**TASK**
Each line of the listing must be transcribed exactly, except for the images, which should be excluded.

**INFORMATION SHOWN**
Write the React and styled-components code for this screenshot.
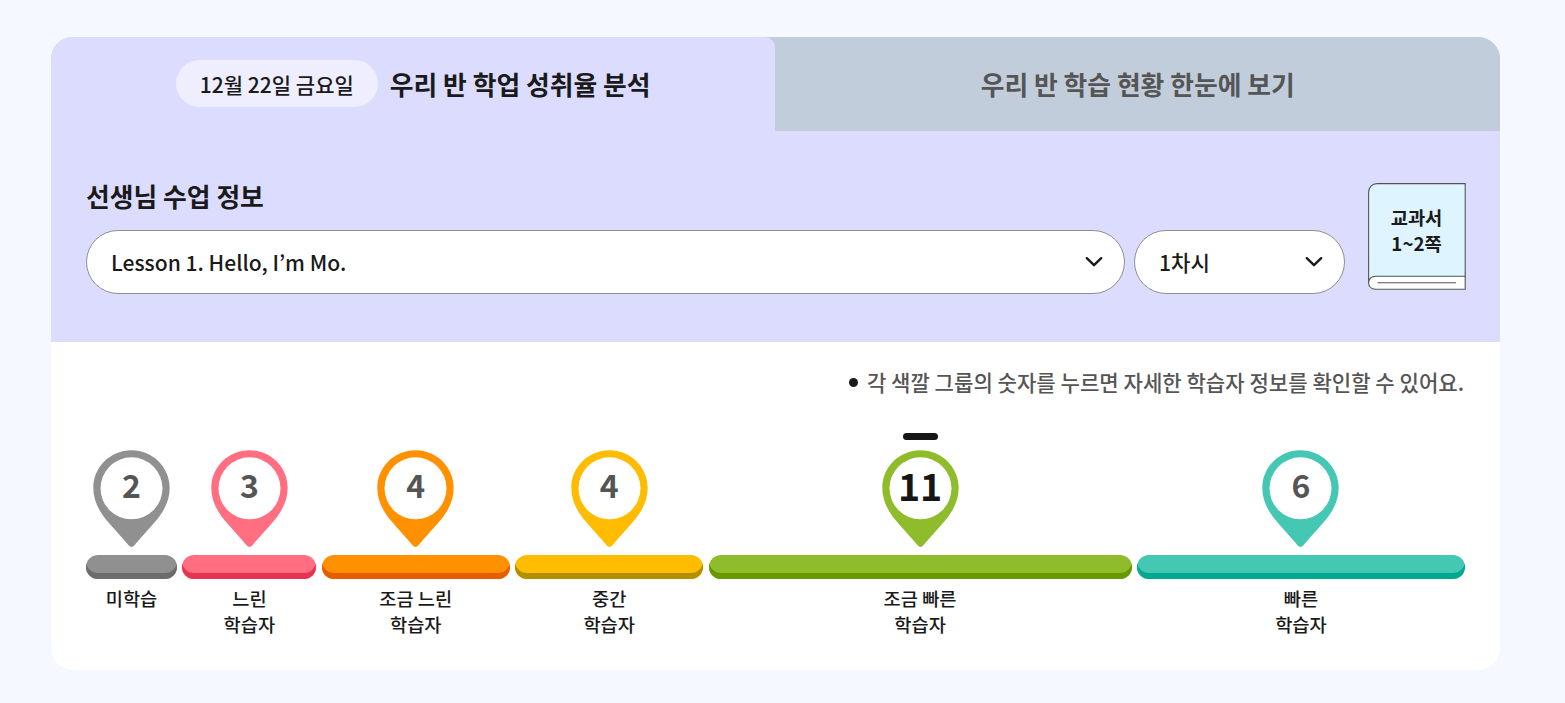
import styled, { createGlobalStyle } from 'styled-components'

const BLACK = '#1a1a1a'
const GRAY = '#555555'

const GlobalStyle = createGlobalStyle`
  * {
    box-sizing: border-box;
  }

  body {
    margin: 0;
    background: #f5f8ff;
    color: ${BLACK};
    font-family: 'Noto Sans CJK KR', sans-serif;
  }

  button {
    padding: 0;
    border: none;
    background: none;
    color: inherit;
    font-family: inherit;
    cursor: pointer;
  }
`

const PageWrapper = styled.main`
  height: 703px;
  padding: 37px 65px 0 51px;
`

const Card = styled.section`
  height: 633px;
  background: white;
  border-radius: 22px;
  overflow: hidden;
`

// * Tabs
const TabList = styled.div`
  display: grid;
  grid-template-columns: 724.4px 1fr;
  height: 93.5px;
  background: #c2cddb;
`

const Tab = styled.button`
  display: flex;
  justify-content: center;
  align-items: center;
  gap: 12px;
  font-size: 25.8px;
  font-weight: 700;
  line-height: 38px;
  color: ${(props) => (props.$active ? BLACK : GRAY)};
  background: ${(props) => (props.$active ? '#dcdcff' : '#c2cddb')};
  border-radius: ${(props) => (props.$active ? '0 10px 0 0' : '0')};
`

const TabText = styled.span`
  padding-top: 1px;
`

const DateBadge = styled.span`
  height: 47px;
  padding: 0 24px;
  border-radius: 24px;
  background: #eeeeff;
  font-size: 21px;
  font-weight: 500;
  line-height: 48px;
`

// * Lesson info
const LessonSection = styled.div`
  display: flex;
  justify-content: space-between;
  height: 211.5px;
  padding: 46.5px 34.5px 0 35px;
  background: #dcdcff;
`

const LessonTitle = styled.h2`
  margin: 0 0 15px;
  font-size: 25.8px;
  font-weight: 700;
  line-height: 38px;
`

const SelectRow = styled.div`
  display: flex;
  gap: 9.5px;
`

const SelectButton = styled.button`
  display: flex;
  justify-content: space-between;
  align-items: center;
  width: ${(props) => props.$width};
  height: 64px;
  padding: 0 20px 0 24px;
  border: 1px solid #8f8f8f;
  border-radius: 32px;
  background: white;
  font-size: 21.1px;
  font-weight: 500;
`

const Book = styled.div`
  display: grid;
  width: 98px;
  height: 108px;
  margin-top: 6px;

  > * {
    grid-area: 1 / 1;
  }
`

const BookText = styled.p`
  margin: 20.5px 0 0;
  font-size: 18.7px;
  font-weight: 700;
  line-height: 26px;
  text-align: center;
`

// * Learner groups
const ChartSection = styled.div`
  padding: 24px 35px 0;
`

const Notice = styled.p`
  display: flex;
  justify-content: flex-end;
  align-items: center;
  gap: 9px;
  margin: 0 1px 0 0;
  font-size: 21.1px;
  font-weight: 500;
  line-height: 33px;
  color: ${GRAY};

  &::before {
    content: '';
    width: 9px;
    height: 9px;
    border-radius: 50%;
    background: ${BLACK};
  }
`

const GroupList = styled.div`
  display: grid;
  grid-template-columns: 91px 134px 188px 188px 423px 328px;
  justify-content: space-between;
  margin-top: 34px;
`

const Group = styled.div`
  display: flex;
  flex-direction: column;
  align-items: center;
`

const ActiveMark = styled.span`
  width: 35px;
  height: 7px;
  border-radius: 4px;
  background: ${(props) => (props.$active ? '#161616' : 'transparent')};
`

const PinButton = styled.button`
  display: grid;
  justify-items: center;
  width: 77px;
  height: 98px;
  margin-top: 9.5px;

  > * {
    grid-area: 1 / 1;
  }
`

const Count = styled.span`
  font-size: ${(props) => (props.$active ? '37.6px' : '32px')};
  font-weight: 700;
  line-height: 69px;
  color: ${(props) => (props.$active ? '#161616' : GRAY)};
`

const Bar = styled.div`
  width: 100%;
  height: 23.5px;
  margin-top: 7.5px;
  border-radius: 12px;
  background: ${(props) => props.$color};
  box-shadow: inset 0 -6px 0 ${(props) => props.$shade};
`

const Label = styled.p`
  margin: 6.5px 0 0;
  font-size: 18.7px;
  font-weight: 500;
  line-height: 26px;
  text-align: center;
  white-space: pre-line;
`

const groups = [
  { count: 2, label: '미학습', color: '#909090', shade: '#6c6c6c' },
  { count: 3, label: '느린\n학습자', color: '#ff6f81', shade: '#e83253' },
  { count: 4, label: '조금 느린\n학습자', color: '#ff9000', shade: '#e65c00' },
  { count: 4, label: '중간\n학습자', color: '#ffbc00', shade: '#b38f00' },
  { count: 11, label: '조금 빠른\n학습자', color: '#8fbc2b', shade: '#669900', active: true },
  { count: 6, label: '빠른\n학습자', color: '#44c7b3', shade: '#00a88f' },
]

const Chevron = () => (
  <svg width="20" height="14" viewBox="0 0 20 14" fill="none">
    <path
      d="M2.8 3.2L10 10.2L17.2 3.2"
      stroke={BLACK}
      strokeWidth="2.4"
      strokeLinecap="round"
      strokeLinejoin="round"
    />
  </svg>
)

const Pin = ({ color }) => (
  <svg width="77" height="98" viewBox="0 0 77 98">
    <path
      d="M38.5 0.2C17.4 0.2 0.3 17 0.3 37.7C0.3 49.5 5.2 59.8 13 69.5C20.5 78.8 29.5 87.5 35.8 95.6C37.2 97.4 39.8 97.4 41.2 95.6C47.5 87.5 56.5 78.8 64 69.5C71.8 59.8 76.7 49.5 76.7 37.7C76.7 17 59.6 0.2 38.5 0.2Z"
      fill={color}
    />
    <circle cx="38.5" cy="38.3" r="31" fill="white" />
  </svg>
)

const BookCover = () => (
  <svg width="98" height="108" viewBox="0 0 98 108" fill="none" stroke={GRAY} strokeWidth="1.1">
    <path d="M0.6 100V9.5C0.6 4.5 4.2 0.6 9 0.6H97.2V94H7C3 94 0.6 96.5 0.6 100Z" fill="#def4ff" />
    <path d="M97.2 93.2H7.5C3.4 93.2 0.6 96 0.6 99.7C0.6 103.6 3.4 106.2 7.5 106.2H97.2Z" fill="white" />
    <path d="M9.5 99.7H88" />
  </svg>
)

export default function App() {
  return (
    <>
      <GlobalStyle />
      <PageWrapper>
        <Card>
          <TabList>
            <Tab $active>
              <DateBadge>12월 22일 금요일</DateBadge>
              <TabText>우리 반 학업 성취율 분석</TabText>
            </Tab>
            <Tab>
              <TabText>우리 반 학습 현황 한눈에 보기</TabText>
            </Tab>
          </TabList>

          <LessonSection>
            <div>
              <LessonTitle>선생님 수업 정보</LessonTitle>
              <SelectRow>
                <SelectButton $width="1038.5px">
                  Lesson 1. Hello, I’m Mo.
                  <Chevron />
                </SelectButton>
                <SelectButton $width="211px">
                  1차시
                  <Chevron />
                </SelectButton>
              </SelectRow>
            </div>
            <Book>
              <BookCover />
              <BookText>
                교과서
                <br />
                1~2쪽
              </BookText>
            </Book>
          </LessonSection>

          <ChartSection>
            <Notice>각 색깔 그룹의 숫자를 누르면 자세한 학습자 정보를 확인할 수 있어요.</Notice>
            <GroupList>
              {groups.map((group) => (
                <Group key={group.label}>
                  <ActiveMark $active={group.active} />
                  <PinButton>
                    <Pin color={group.color} />
                    <Count $active={group.active}>{group.count}</Count>
                  </PinButton>
                  <Bar $color={group.color} $shade={group.shade} />
                  <Label>{group.label}</Label>
                </Group>
              ))}
            </GroupList>
          </ChartSection>
        </Card>
      </PageWrapper>
    </>
  )
}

**RESULT**
Write the React and styled-components code for this screenshot.
import styled, { createGlobalStyle } from 'styled-components'

const BLACK = '#1a1a1a'
const GRAY = '#555555'

const GlobalStyle = createGlobalStyle`
  * {
    box-sizing: border-box;
  }

  body {
    margin: 0;
    background: #f5f8ff;
    color: ${BLACK};
    font-family: 'Noto Sans CJK KR', sans-serif;
  }

  button {
    padding: 0;
    border: none;
    background: none;
    color: inherit;
    font-family: inherit;
    cursor: pointer;
  }
`

const PageWrapper = styled.main`
  height: 703px;
  padding: 37px 65px 0 51px;
`

const Card = styled.section`
  height: 633px;
  background: white;
  border-radius: 22px;
  overflow: hidden;
`

// * Tabs
const TabList = styled.div`
  display: grid;
  grid-template-columns: 724.4px 1fr;
  height: 93.5px;
  background: #c2cddb;
`

const Tab = styled.button`
  display: flex;
  justify-content: center;
  align-items: center;
  gap: 12px;
  font-size: 25.8px;
  font-weight: 700;
  line-height: 38px;
  color: ${(props) => (props.$active ? BLACK : GRAY)};
  background: ${(props) => (props.$active ? '#dcdcff' : '#c2cddb')};
  border-radius: ${(props) => (props.$active ? '0 10px 0 0' : '0')};
`

const TabText = styled.span`
  padding-top: 1px;
`

const DateBadge = styled.span`
  height: 47px;
  padding: 0 24px;
  border-radius: 24px;
  background: #eeeeff;
  font-size: 21px;
  font-weight: 500;
  line-height: 48px;
`

// * Lesson info
const LessonSection = styled.div`
  display: flex;
  justify-content: space-between;
  height: 211.5px;
  padding: 46.5px 34.5px 0 35px;
  background: #dcdcff;
`

const LessonTitle = styled.h2`
  margin: 0 0 15px;
  font-size: 25.8px;
  font-weight: 700;
  line-height: 38px;
`

const SelectRow = styled.div`
  display: flex;
  gap: 9.5px;
`

const SelectButton = styled.button`
  display: flex;
  justify-content: space-between;
  align-items: center;
  width: ${(props) => props.$width};
  height: 64px;
  padding: 0 20px 0 24px;
  border: 1px solid #8f8f8f;
  border-radius: 32px;
  background: white;
  font-size: 21.1px;
  font-weight: 500;
`

const Book = styled.div`
  display: grid;
  width: 98px;
  height: 108px;
  margin-top: 6px;

  > * {
    grid-area: 1 / 1;
  }
`

const BookText = styled.p`
  margin: 20.5px 0 0;
  font-size: 18.7px;
  font-weight: 700;
  line-height: 26px;
  text-align: center;
`

// * Learner groups
const ChartSection = styled.div`
  padding: 24px 35px 0;
`

const Notice = styled.p`
  display: flex;
  justify-content: flex-end;
  align-items: center;
  gap: 9px;
  margin: 0 1px 0 0;
  font-size: 21.1px;
  font-weight: 500;
  line-height: 33px;
  color: ${GRAY};

  &::before {
    content: '';
    width: 9px;
    height: 9px;
    border-radius: 50%;
    background: ${BLACK};
  }
`

const GroupList = styled.div`
  display: grid;
  grid-template-columns: 91px 134px 188px 188px 423px 328px;
  justify-content: space-between;
  margin-top: 34px;
`

const Group = styled.div`
  display: flex;
  flex-direction: column;
  align-items: center;
`

const ActiveMark = styled.span`
  width: 35px;
  height: 7px;
  border-radius: 4px;
  background: ${(props) => (props.$active ? '#161616' : 'transparent')};
`

const PinButton = styled.button`
  display: grid;
  justify-items: center;
  width: 77px;
  height: 98px;
  margin-top: 9.5px;

  > * {
    grid-area: 1 / 1;
  }
`

const Count = styled.span`
  font-size: ${(props) => (props.$active ? '37.6px' : '32px')};
  font-weight: 700;
  line-height: 69px;
  color: ${(props) => (props.$active ? '#161616' : GRAY)};
`

const Bar = styled.div`
  width: 100%;
  height: 23.5px;
  margin-top: 7.5px;
  border-radius: 12px;
  background: ${(props) => props.$color};
  box-shadow: inset 0 -6px 0 ${(props) => props.$shade};
`

const Label = styled.p`
  margin: 6.5px 0 0;
  font-size: 18.7px;
  font-weight: 500;
  line-height: 26px;
  text-align: center;
  white-space: pre-line;
`

const groups = [
  { count: 2, label: '미학습', color: '#909090', shade: '#6c6c6c' },
  { count: 3, label: '느린\n학습자', color: '#ff6f81', shade: '#e83253' },
  { count: 4, label: '조금 느린\n학습자', color: '#ff9000', shade: '#e65c00' },
  { count: 4, label: '중간\n학습자', color: '#ffbc00', shade: '#b38f00' },
  { count: 11, label: '조금 빠른\n학습자', color: '#8fbc2b', shade: '#669900', active: true },
  { count: 6, label: '빠른\n학습자', color: '#44c7b3', shade: '#00a88f' },
]

const Chevron = () => (
  <svg width="20" height="14" viewBox="0 0 20 14" fill="none">
    <path
      d="M2.8 3.2L10 10.2L17.2 3.2"
      stroke={BLACK}
      strokeWidth="2.4"
      strokeLinecap="round"
      strokeLinejoin="round"
    />
  </svg>
)

const Pin = ({ color }) => (
  <svg width="77" height="98" viewBox="0 0 77 98">
    <path
      d="M38.5 0.2C17.4 0.2 0.3 17 0.3 37.7C0.3 49.5 5.2 59.8 13 69.5C20.5 78.8 29.5 87.5 35.8 95.6C37.2 97.4 39.8 97.4 41.2 95.6C47.5 87.5 56.5 78.8 64 69.5C71.8 59.8 76.7 49.5 76.7 37.7C76.7 17 59.6 0.2 38.5 0.2Z"
      fill={color}
    />
    <circle cx="38.5" cy="38.3" r="31" fill="white" />
  </svg>
)

const BookCover = () => (
  <svg width="98" height="108" viewBox="0 0 98 108" fill="none" stroke={GRAY} strokeWidth="1.1">
    <path d="M0.6 100V9.5C0.6 4.5 4.2 0.6 9 0.6H97.2V94H7C3 94 0.6 96.5 0.6 100Z" fill="#def4ff" />
    <path d="M97.2 93.2H7.5C3.4 93.2 0.6 96 0.6 99.7C0.6 103.6 3.4 106.2 7.5 106.2H97.2Z" fill="white" />
    <path d="M9.5 99.7H88" />
  </svg>
)

export default function App() {
  return (
    <>
      <GlobalStyle />
      <PageWrapper>
        <Card>
          <TabList>
            <Tab $active>
              <DateBadge>12월 22일 금요일</DateBadge>
              <TabText>우리 반 학업 성취율 분석</TabText>
            </Tab>
            <Tab>
              <TabText>우리 반 학습 현황 한눈에 보기</TabText>
            </Tab>
          </TabList>

          <LessonSection>
            <div>
              <LessonTitle>선생님 수업 정보</LessonTitle>
              <SelectRow>
                <SelectButton $width="1038.5px">
                  Lesson 1. Hello, I’m Mo.
                  <Chevron />
                </SelectButton>
                <SelectButton $width="211px">
                  1차시
                  <Chevron />
                </SelectButton>
              </SelectRow>
            </div>
            <Book>
              <BookCover />
              <BookText>
                교과서
                <br />
                1~2쪽
              </BookText>
            </Book>
          </LessonSection>

          <ChartSection>
            <Notice>각 색깔 그룹의 숫자를 누르면 자세한 학습자 정보를 확인할 수 있어요.</Notice>
            <GroupList>
              {groups.map((group) => (
                <Group key={group.label}>
                  <ActiveMark $active={group.active} />
                  <PinButton>
                    <Pin color={group.color} />
                    <Count $active={group.active}>{group.count}</Count>
                  </PinButton>
                  <Bar $color={group.color} $shade={group.shade} />
                  <Label>{group.label}</Label>
                </Group>
              ))}
            </GroupList>
          </ChartSection>
        </Card>
      </PageWrapper>
    </>
  )
}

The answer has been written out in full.